Our point is, following 2010’s 5-month trading range from May thru September we said the market was on the verge of breaking out or breaking down as we continued to test support and resistance. In October, the bulls started to give signals they were going to make a move and from the charts is where we have gotten our upside targets.
In fact, we said in November 2010 the rally could last until April. So let’s see where we are following last week’s action.
The Dow jumped 73 points, or 0.6%, on Friday and closed at 12,391. For the week, the index gained 118 points, or 1%, and is up 4.8% during the current 3-week winning streak. We said to watch for a run to 12,300-12,350 and we knew there was a good chance of these targets falling by last Friday. We mentioned in our Daily newsletter on Thursday (and in January) that the Dow could rally to 12,500-12,600 if this level is taken out and longer-term we are expecting a rally up to 13,000. Support is at 12,200 and then 12,000 with multiple layers beneath.

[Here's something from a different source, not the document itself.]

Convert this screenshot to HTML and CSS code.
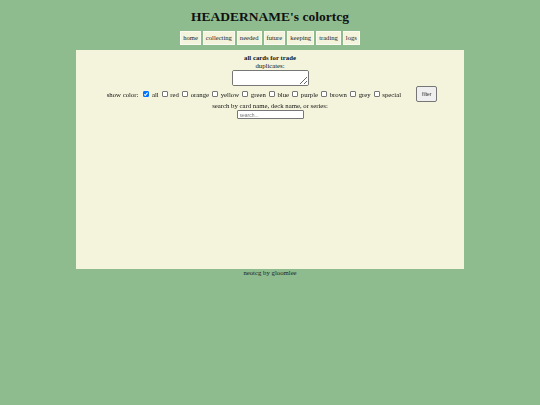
FILE: index.html
```html
<!DOCTYPE html>
<html>
<head>
<meta charset="utf-8">
<link rel="stylesheet" href="styles.css">
</head>
<body>
<h1 class="title">HEADERNAME's colortcg</h1>
<nav class="nav">
  <a class="nav-item" href="#">home</a>
  <a class="nav-item" href="#">collecting</a>
  <a class="nav-item" href="#">needed</a>
  <a class="nav-item" href="#">future</a>
  <a class="nav-item" href="#">keeping</a>
  <a class="nav-item" href="#">trading</a>
  <a class="nav-item" href="#">logs</a>
</nav>
<main class="panel">
  <div class="heading">all cards for trade</div>
  <div class="label">duplicates:</div>
  <textarea class="dupes"></textarea>
  <form class="filter-row">
    <span class="show">show color:</span>
    <label class="opt"><input class="cb" type="checkbox" checked>all</label>
    <label class="opt"><input class="cb" type="checkbox">red</label>
    <label class="opt"><input class="cb" type="checkbox">orange</label>
    <label class="opt"><input class="cb" type="checkbox">yellow</label>
    <label class="opt"><input class="cb" type="checkbox">green</label>
    <label class="opt"><input class="cb" type="checkbox">blue</label>
    <label class="opt"><input class="cb" type="checkbox">purple</label>
    <label class="opt"><input class="cb" type="checkbox">brown</label>
    <label class="opt"><input class="cb" type="checkbox">grey</label>
    <label class="opt"><input class="cb" type="checkbox">special</label>
    <button class="filter-btn" type="button">filter</button>
  </form>
  <div class="label">search by card name, deck name, or series:</div>
  <input class="search" type="text" placeholder="search...">
</main>
<footer class="footer"><a href="#">neotcg</a> by <a href="#">gloomlee</a></footer>
</body>
</html>
```
FILE: styles.css
```css
html, body {
  margin: 0;
  padding: 0;
}
body {
  background: #8fbc8f;
  font-family: "Liberation Serif", "Times New Roman", serif;
  color: #111;
  font-size: 6.75px;
}
.title {
  margin: 0;
  padding-top: 9px;
  height: 21px;
  text-align: center;
  font-size: 13.5px;
  line-height: 16px;
  font-weight: bold;
  color: #111;
}
.nav {
  display: flex;
  justify-content: center;
  gap: 2px;
  height: 20px;
  align-items: flex-start;
  padding-top: 1px;
  box-sizing: border-box;
}
.nav-item {
  display: block;
  background: #f4f4dc;
  border: 1px solid #fafaf0;
  padding: 0 2px;
  height: 12px;
  line-height: 12px;
  font-size: 6.6px;
  color: #222;
  text-decoration: none;
}
.panel {
  width: 388px;
  height: 219px;
  margin: 0 auto;
  background: #f4f4dc;
  box-sizing: border-box;
  padding-top: 4px;
  display: flex;
  flex-direction: column;
  align-items: center;
}
.heading {
  font-weight: bold;
  line-height: 8px;
}
.label {
  line-height: 8px;
}
.dupes {
  width: 77px;
  height: 16px;
  box-sizing: border-box;
  margin: 0;
  padding: 0;
  border: 1px solid #767676;
  border-radius: 2px;
  background: #fff;
  resize: both;
  display: block;
}
.filter-row {
  margin: 0 0 0 4px;
  display: flex;
  align-items: center;
  height: 16px;
}
.show {
  margin-right: 5px;
}
.opt {
  display: flex;
  align-items: center;
  gap: 2.5px;
  margin-right: 3.2px;
}
.cb {
  appearance: none;
  -webkit-appearance: none;
  width: 6px;
  height: 6px;
  margin: 0;
  box-sizing: border-box;
  border: 1px solid #767676;
  border-radius: 1px;
  background: #fff;
  position: relative;
}
.cb:checked {
  background: #0075ff;
  border-color: #0075ff;
}
.cb:checked::after {
  content: "";
  position: absolute;
  left: 1px;
  top: 0;
  width: 1.2px;
  height: 2.6px;
  border: solid #fff;
  border-width: 0 1px 1px 0;
  transform: rotate(40deg);
}
.filter-btn {
  margin-left: 12px;
  width: 21px;
  height: 16px;
  padding: 0;
  font-size: 5px;
  font-family: "Liberation Sans", Arial, sans-serif;
  border: 1px solid #767676;
  border-radius: 2px;
  background: #efefef;
  color: #333;
}
.search {
  width: 67px;
  height: 9px;
  box-sizing: border-box;
  margin: 0;
  padding: 0 2px;
  border: 1px solid #767676;
  border-radius: 1px;
  font-size: 5px;
  font-family: "Liberation Sans", Arial, sans-serif;
}
.footer {
  text-align: center;
  padding-top: 1px;
  line-height: 6px;
  color: #222;
}
.footer a {
  color: #222;
}
```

The S&P 500 gained 3 points, or 0.2%, and settled at 1,343. For the week, the index advanced 14 points, or 1%, and is up 5.2% over the past 3 weeks. We got confirmation on the next leg up when the index broke 1,325 on February 11 and we said to circle 1,350. The S&P traded up to 1,344 on Friday and although we haven’t broken through this level, yet, if we do look for a run to 1,375-1,400. To the downside, the bears will target 1,325 and then 1,300.
The Nasdaq added 2 points, or 0.1%, on Friday to finish at 2,833. For the week, the index popped 25 points, or 0.9%, and over the last 3 weeks the Nasdaq is up 148 points, or 5.5%. The push has lifted Tech to its highest levels since October, 2007. We mentioned the break above 2,800 would lead to our near-term target of 2,850 with a possible push up to 3,000. Tech hit a high of 2,840 on Friday. Support remains 2,700 and then 2,650-2,600.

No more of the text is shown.